* [Problem details]
Wherever the word "components" shows up in a line, please copy that line.
----- Raw data -----
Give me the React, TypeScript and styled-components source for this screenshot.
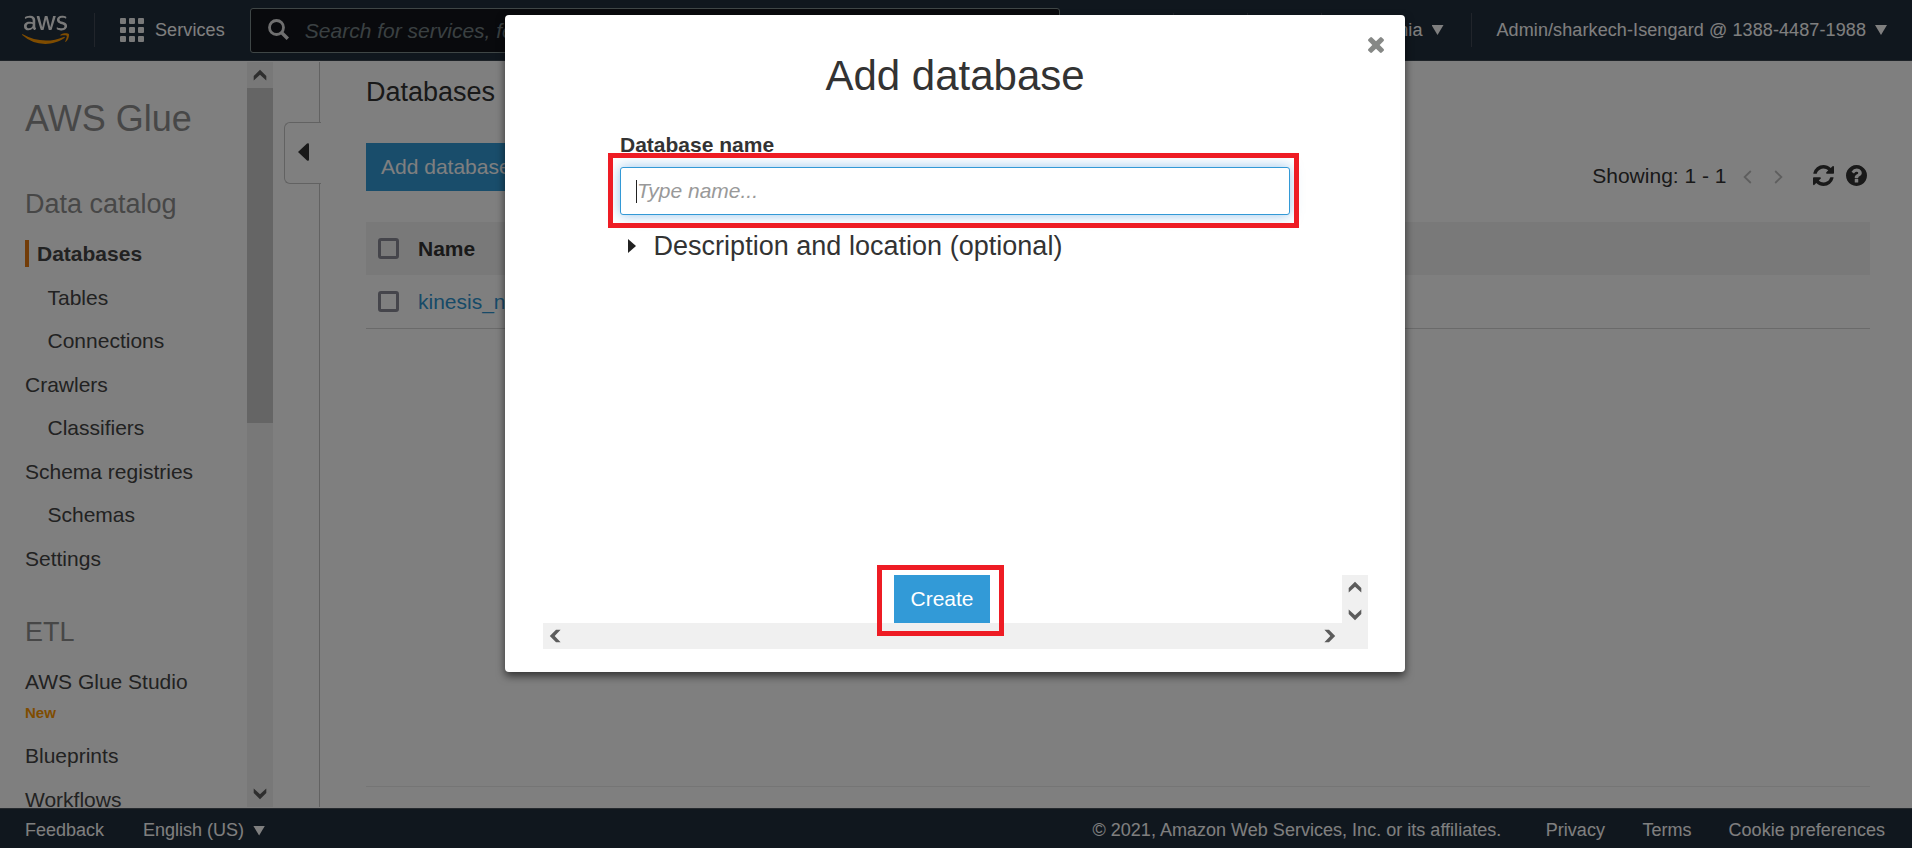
import React from "react";
import styled, { createGlobalStyle, css } from "styled-components";
import { FaAws } from "react-icons/fa";

const GlobalStyle = createGlobalStyle`
  * { box-sizing: border-box; }
  html, body { margin: 0; padding: 0; overflow: hidden; }
  body {
    font-family: "Liberation Sans", Arial, Helvetica, sans-serif;
    font-size: 21px;
    color: #333;
    background: #fff;
  }
  button, input { font: inherit; }
`;

const Page = styled.div`
  position: relative;
  display: flex;
  flex-direction: column;
  width: 1912px;
  height: 848px;
  overflow: hidden;
  background: #fff;
`;

/* ---------- top bar ---------- */

const TopBar = styled.header`
  display: flex;
  align-items: center;
  height: 61px;
  flex: none;
  background: #212e3c;
  border-bottom: 1px solid #3d4650;
  color: #fff;
  font-size: 18px;
  letter-spacing: 0.1px;
  white-space: nowrap;
`;

const LogoIcon = styled(FaAws)`
  flex: none;
  width: 47px;
  height: 37.6px;
  margin: -1px 0 0 21.5px;
  path { fill: url(#aws-logo-colors); }
`;

const GradientDefs = styled.svg`
  width: 0;
  height: 0;
  position: absolute;
`;

const Divider = styled.span<{ $before?: number; $after?: number }>`
  flex: none;
  width: 1px;
  height: 34px;
  margin: 0 ${(p) => p.$after ?? 0}px 0 ${(p) => p.$before ?? 0}px;
  background: #424a56;
`;

const GridIcon = styled.span`
  display: grid;
  grid-template-columns: repeat(3, 6px);
  gap: 3px;
  margin-right: 11px;
  i {
    height: 6px;
    border-radius: 1px;
    background: #f2f2f2;
  }
`;

const TopLabel = styled.span`
  line-height: 20px;
`;

const SearchBox = styled.div`
  display: flex;
  align-items: center;
  flex: none;
  width: 810px;
  height: 45px;
  margin-left: 25px;
  padding: 1px 0 0 17px;
  border: 1px solid #7f8c8d;
  border-radius: 3px;
  background: #12141a;
  color: #758184;
  font-size: 21px;
  font-style: italic;
  letter-spacing: 0;
  svg { margin: -2px 16px 0 0; }
`;

const TopRight = styled.div`
  display: flex;
  align-items: center;
  margin-left: auto;
  padding-right: 25px;
`;

const Caret = styled.span`
  width: 12px;
  height: 10px;
  margin-left: 9px;
  background: currentColor;
  clip-path: polygon(0 0, 100% 0, 50% 100%);
`;

/* ---------- sidebar ---------- */

const Body = styled.div`
  display: flex;
  flex: 1;
  min-height: 0;
  padding: 1px 0;
`;

const Sidebar = styled.nav`
  width: 247px;
  padding: 37px 0 0 25px;
  overflow: hidden;
  white-space: nowrap;
`;

const ServiceName = styled.h1`
  margin: 0 0 45px;
  font-size: 36px;
  font-weight: 400;
  line-height: 40px;
  color: #8f8f8f;
`;

const SectionTitle = styled.h2<{ $top?: number }>`
  margin: ${(p) => p.$top ?? 0}px 0 8px;
  font-size: 27px;
  font-weight: 400;
  line-height: 40px;
  color: #8f8f8f;
`;

const NavItem = styled.div<{ $level?: number; $active?: boolean }>`
  display: flex;
  align-items: center;
  height: 43.5px;
  padding-left: ${(p) => (p.$level ? 22.5 : 0)}px;
  color: #444;
  span { line-height: 27px; }
  ${(p) =>
    p.$active &&
    css`
      font-weight: 700;
      span {
        padding-left: 8px;
        border-left: 4px solid #e47911;
      }
    `}
`;

const NewTag = styled.div`
  margin-bottom: 13.5px;
  font-size: 15px;
  font-weight: 700;
  line-height: 17px;
  color: #f90;
`;

const ScrollTrack = styled.div`
  display: flex;
  flex: none;
  flex-direction: column;
  width: 26px;
  justify-content: space-between;
  background: #f0f0f0;
`;

const ScrollButton = styled.span<{ $width?: number; $height?: number }>`
  display: flex;
  flex: none;
  align-items: center;
  justify-content: center;
  width: ${(p) => p.$width ?? 26}px;
  height: ${(p) => p.$height ?? 26}px;
`;

const ScrollThumb = styled.span`
  height: 335px;
  margin-bottom: auto;
  background: #cacaca;
`;

const Gutter = styled.div`
  display: flex;
  flex-direction: column;
  flex: none;
  width: 47px;
`;

const GutterLine = styled.div<{ $height?: number }>`
  ${(p) => (p.$height ? `height: ${p.$height}px;` : "flex: 1;")}
  border-right: 1px solid #c4c4c4;
`;

const CollapseTab = styled.div`
  display: flex;
  align-items: center;
  width: 37px;
  height: 62px;
  margin-left: 11px;
  padding: 0 0 3px 13px;
  border: 1px solid #c4c4c4;
  border-right: 0;
  border-radius: 6px 0 0 6px;
`;

/* ---------- main content ---------- */

const Main = styled.main`
  display: flex;
  flex-direction: column;
  flex: 1;
  padding: 10px 42px 0 46px;
`;

const PageTitle = styled.h2`
  margin: 0;
  font-size: 27px;
  font-weight: 400;
  line-height: 40px;
`;

const Toolbar = styled.div`
  display: flex;
  align-items: center;
  margin: 31px 0;
  height: 48px;
`;

const PrimaryButton = styled.button<{ $width?: number }>`
  width: ${(p) => (p.$width ? `${p.$width}px` : "auto")};
  height: 48px;
  padding: 0 15px;
  border: 0;
  border-radius: 0;
  background: #329ad7;
  color: #fff;
  font-size: 21px;
  line-height: 48px;
  white-space: nowrap;
`;

const Pager = styled.div`
  display: flex;
  align-items: center;
  height: 22px;
  margin: 18px 3px 0 auto;
  svg { flex: none; }
`;

const PagerArrows = styled.span`
  display: flex;
  gap: 22px;
  margin: 1px 30px 0 16.5px;
`;

const PagerIcons = styled.span`
  display: flex;
  gap: 12px;
  margin-top: -1px;
`;

const TableRow = styled.div<{ $head?: boolean }>`
  display: flex;
  align-items: center;
  height: ${(p) => (p.$head ? 53 : 54)}px;
  padding-left: 12px;
  background: ${(p) => (p.$head ? "#f3f3f3" : "transparent")};
  border-bottom: ${(p) => (p.$head ? "0" : "1px solid #d5d5d5")};
  font-weight: ${(p) => (p.$head ? 700 : 400)};
`;

const CheckBox = styled.span`
  width: 21px;
  height: 21px;
  margin-right: 19px;
  border: 3px solid #8b8b97;
  border-radius: 3px;
`;

const LinkText = styled.a`
  color: #2f95d0;
`;

const BottomRule = styled.div`
  height: 1px;
  margin-top: auto;
  margin-bottom: 20px;
  background: #eaeaea;
`;

/* ---------- footer ---------- */

const Footer = styled.footer`
  display: flex;
  align-items: center;
  flex: none;
  height: 40px;
  padding: 4px 27px 0 25px;
  border-top: 1px solid #4a535c;
  background: #212e3c;
  color: #fff;
  font-size: 18px;
  white-space: nowrap;
`;

const FooterItem = styled.span<{ $gap?: number }>`
  display: flex;
  align-items: center;
  margin-left: ${(p) => p.$gap ?? 0}px;
`;

const FooterRight = styled.div`
  display: flex;
  margin-left: auto;
  letter-spacing: 0.02px;
`;

/* ---------- modal ---------- */

const Overlay = styled.div`
  position: absolute;
  inset: 0;
  display: flex;
  justify-content: center;
  align-items: flex-start;
  padding: 15px 2px 0 0;
  background: rgba(0, 0, 0, 0.5);
`;

const Dialog = styled.section`
  position: relative;
  display: flex;
  flex-direction: column;
  width: 900px;
  height: 657px;
  border-radius: 4px;
  background: #fff;
  box-shadow: 0 4px 9px rgba(0, 0, 0, 0.6);
`;

const CloseButton = styled.button`
  position: absolute;
  top: 22px;
  right: 21px;
  display: flex;
  padding: 0;
  border: 0;
  background: none;
`;

const DialogTitle = styled.h2`
  margin: 37px 0 33px;
  font-size: 42px;
  font-weight: 400;
  line-height: 48px;
  text-align: center;
`;

const Form = styled.div`
  display: flex;
  flex-direction: column;
  flex: 1;
  width: 670px;
  margin-left: 115px;
`;

const FieldLabel = styled.label`
  font-weight: 700;
  line-height: 23px;
`;

const Field = styled.div`
  position: relative;
  margin-top: -1px;
  padding-top: 12px;
  padding-bottom: 15px;
`;

const TextInput = styled.div`
  display: flex;
  align-items: center;
  height: 48px;
  padding-left: 15px;
  border: 1px solid #3399d6;
  border-radius: 3px;
  background: #fff;
  box-shadow: 0 0 13px rgba(51, 140, 215, 0.5);
  color: #999;
  font-style: italic;
`;

const TextCursor = styled.span`
  width: 1px;
  height: 23px;
  background: #222;
`;

const FieldHighlight = styled.span`
  position: absolute;
  top: -2px;
  left: -12px;
  width: 691px;
  height: 75px;
  border: 5px solid #ee1c24;
`;

const Disclosure = styled.div`
  display: flex;
  align-items: center;
  padding-left: 8px;
  font-size: 27px;
  line-height: 32px;
  letter-spacing: 0.02px;
  svg { margin-right: 17.5px; }
`;

const ActionArea = styled.div`
  display: flex;
  flex-direction: column;
  width: 825px;
  margin: 0 0 23px 38px;
`;

const ActionRow = styled.div`
  display: flex;
  justify-content: flex-end;
  height: 48px;
`;

const CreateWrap = styled.div`
  position: relative;
  margin-right: 352px;
`;

const CreateHighlight = styled.span`
  position: absolute;
  top: -10px;
  left: -17px;
  width: 127px;
  height: 71px;
  border: 5px solid #ee1c24;
`;

const HorizontalScroll = styled.div`
  display: flex;
  justify-content: space-between;
  height: 26px;
  padding-right: 26px;
  background: #f0f0f0;
`;

/* ---------- icons ---------- */

const chevronTurn = { up: 0, right: 90, down: 180, left: 270 };

function ScrollChevron({ dir }: { dir: keyof typeof chevronTurn }) {
  return (
    <svg width="14" height="14" viewBox="-7 -7 14 14">
      <path
        d="M-6.3 1 0-5.2 6.3 1v4.6L0-.3-6.3 5.600Z"
        fill="#5c5c5c"
        transform={`rotate(${chevronTurn[dir]})`}
      />
    </svg>
  );
}

function SearchGlyph() {
  return (
    <svg width="21" height="21" viewBox="0 0 21 21" fill="none" stroke="#dedede" strokeWidth="2.8">
      <circle cx="8.5" cy="8.5" r="7" />
      <path d="m13.5 13.5 6.3 6.3" strokeWidth="3.4" />
    </svg>
  );
}

function TimesIcon() {
  return (
    <svg width="16" height="16" viewBox="302 366 1188 1188" fill="#868886">
      <path d="M1490 1322q0 40-28 68l-136 136q-28 28-68 28t-68-28l-294-294-294 294q-28 28-68 28t-68-28l-136-136q-28-28-28-68t28-68l294-294-294-294q-28-28-28-68t28-68l136-136q28-28 68-28t68 28l294 294 294-294q28-28 68-28t68 28l136 136q28 28 28 68t-28 68l-294 294 294 294q28 28 28 68z" />
    </svg>
  );
}

function RefreshIcon() {
  return (
    <svg width="21" height="21" viewBox="128 128 1536 1536" fill="#333">
      <path d="M1639 1056q0 5-1 7-64 268-268 434.5t-478 166.5q-146 0-282.5-55t-243.5-157l-129 129q-19 19-45 19t-45-19-19-45v-448q0-26 19-45t45-19h448q26 0 45 19t19 45-19 45l-137 137q71 66 161 102t187 36q134 0 250-65t186-179q11-17 53-117 8-23 30-23h192q13 0 22.5 9.5t9.5 22.5zm25-800v448q0 26-19 45t-45 19h-448q-26 0-45-19t-19-45 19-45l138-138q-148-137-349-137-134 0-250 65t-186 179q-11 17-53 117-8 23-30 23h-199q-13 0-22.5-9.5t-9.5-22.5v-7q65-268 270-434.5t480-166.5q146 0 284 55.5t245 156.5l130-129q19-19 45-19t45 19 19 45z" />
    </svg>
  );
}

function HelpIcon() {
  return (
    <svg width="21" height="21" viewBox="128 128 1536 1536" fill="#333">
      <path d="M1024 1376v-192q0-14-9-23t-23-9h-192q-14 0-23 9t-9 23v192q0 14 9 23t23 9h192q14 0 23-9t9-23zm256-672q0-88-55.5-163t-138.5-116-170-41q-243 0-371 213-15 24 8 42l132 100q7 6 19 6 16 0 25-12 53-68 86-92 34-24 86-24 48 0 85.5 26t37.5 59q0 38-20 61t-68 45q-63 28-115.5 86.5t-52.5 125.5v36q0 14 9 23t23 9h192q14 0 23-9t9-23q0-19 21.5-49.5t54.5-49.5q32-18 49-28.5t46-35 44.5-48 28-60.5 12.5-81zm384 192q0 209-103 385.5t-279.5 279.5-385.5 103-385.5-103-279.5-279.5-103-385.5 103-385.5 279.5-279.5 385.5-103 385.5 103 279.5 279.5 103 385.5z" />
    </svg>
  );
}

function PageArrow({ next }: { next?: boolean }) {
  return (
    <svg width="9" height="14" viewBox="0 0 9 14" fill="none" stroke="#bdbdbd" strokeWidth="1.8">
      <path d={next ? "M1.2 1 7.4 7l-6.2 6" : "M7.8 1 1.6 7l6.2 6"} />
    </svg>
  );
}

const catalogLinks = [
  { label: "Databases", active: true },
  { label: "Tables", level: 1 },
  { label: "Connections", level: 1 },
  { label: "Crawlers" },
  { label: "Classifiers", level: 1 },
  { label: "Schema registries" },
  { label: "Schemas", level: 1 },
  { label: "Settings" },
];

export default function App() {
  return (
    <Page>
      <GlobalStyle />
      <TopBar>
        <GradientDefs>
          <linearGradient id="aws-logo-colors" x1="0" y1="0" x2="0" y2="1">
            <stop offset="0.62" stopColor="#f5f5f5" />
            <stop offset="0.62" stopColor="#f90" />
          </linearGradient>
        </GradientDefs>
        <LogoIcon />
        <Divider $before={25.5} $after={25} />
        <GridIcon>
          {Array.from({ length: 9 }, (_, i) => (
            <i key={i} />
          ))}
        </GridIcon>
        <TopLabel>Services</TopLabel>
        <SearchBox>
          <SearchGlyph />
          Search for services, features
        </SearchBox>
        <TopRight>
          <Divider $after={73} />
          <Divider $after={73} />
          <Divider $after={17} />
          <TopLabel>N. Virginia</TopLabel>
          <Caret />
          <Divider $before={27} $after={25} />
          <TopLabel>Admin/sharkech-Isengard @ 1388-4487-1988</TopLabel>
          <Caret />
        </TopRight>
      </TopBar>

      <Body>
        <Sidebar>
          <ServiceName>AWS Glue</ServiceName>
          <SectionTitle>Data catalog</SectionTitle>
          {catalogLinks.map((l) => (
            <NavItem key={l.label} $level={l.level} $active={l.active}>
              <span>{l.label}</span>
            </NavItem>
          ))}
          <SectionTitle $top={32}>ETL</SectionTitle>
          <NavItem>
            <span>AWS Glue Studio</span>
          </NavItem>
          <NewTag>New</NewTag>
          <NavItem>
            <span>Blueprints</span>
          </NavItem>
          <NavItem>
            <span>Workflows</span>
          </NavItem>
        </Sidebar>
        <ScrollTrack>
          <ScrollButton>
            <ScrollChevron dir="up" />
          </ScrollButton>
          <ScrollThumb />
          <ScrollButton>
            <ScrollChevron dir="down" />
          </ScrollButton>
        </ScrollTrack>
        <Gutter>
          <GutterLine $height={60} />
          <CollapseTab>
            <svg width="11" height="18" viewBox="0 0 11 18">
              <path d="M0 9 9 .5Q11-.5 11 1.500v15Q11 18.500 9 17.500Z" fill="#333" />
            </svg>
          </CollapseTab>
          <GutterLine />
        </Gutter>
        <Main>
          <PageTitle>Databases</PageTitle>
          <Toolbar>
            <PrimaryButton>Add database</PrimaryButton>
            <Pager>
              Showing: 1 - 1
              <PagerArrows>
                <PageArrow />
                <PageArrow next />
              </PagerArrows>
              <PagerIcons>
                <RefreshIcon />
                <HelpIcon />
              </PagerIcons>
            </Pager>
          </Toolbar>
          <TableRow $head>
            <CheckBox />
            Name
          </TableRow>
          <TableRow>
            <CheckBox />
            <LinkText>kinesis_n</LinkText>
          </TableRow>
          <BottomRule />
        </Main>
      </Body>

      <Footer>
        <FooterItem>Feedback</FooterItem>
        <FooterItem $gap={39}>
          English (US)
          <Caret />
        </FooterItem>
        <FooterRight>
          <FooterItem>© 2021, Amazon Web Services, Inc. or its affiliates.</FooterItem>
          <FooterItem $gap={44.5}>Privacy</FooterItem>
          <FooterItem $gap={37.5}>Terms</FooterItem>
          <FooterItem $gap={37}>Cookie preferences</FooterItem>
        </FooterRight>
      </Footer>

      <Overlay>
        <Dialog>
          <CloseButton aria-label="Close">
            <TimesIcon />
          </CloseButton>
          <DialogTitle>Add database</DialogTitle>
          <Form>
            <FieldLabel>Database name</FieldLabel>
            <Field>
              <TextInput>
                <TextCursor />
                Type name...
              </TextInput>
              <FieldHighlight />
            </Field>
            <Disclosure>
              <svg width="8" height="14" viewBox="0 0 8 14">
                <path d="M0 0 8 7 0 14Z" fill="#222" />
              </svg>
              Description and location (optional)
            </Disclosure>
          </Form>
          <ActionArea>
            <ActionRow>
              <CreateWrap>
                <PrimaryButton $width={96}>Create</PrimaryButton>
                <CreateHighlight />
              </CreateWrap>
              <ScrollTrack>
                <ScrollButton $height={24}>
                  <ScrollChevron dir="up" />
                </ScrollButton>
                <ScrollButton $height={17}>
                  <ScrollChevron dir="down" />
                </ScrollButton>
              </ScrollTrack>
            </ActionRow>
            <HorizontalScroll>
              <ScrollButton $width={24}>
                <ScrollChevron dir="left" />
              </ScrollButton>
              <ScrollButton $width={24}>
                <ScrollChevron dir="right" />
              </ScrollButton>
            </HorizontalScroll>
          </ActionArea>
        </Dialog>
      </Overlay>
    </Page>
  );
}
-----
* [Exercise answer]
Give me the React, TypeScript and styled-components source for this screenshot.
import styled, { createGlobalStyle, css } from "styled-components";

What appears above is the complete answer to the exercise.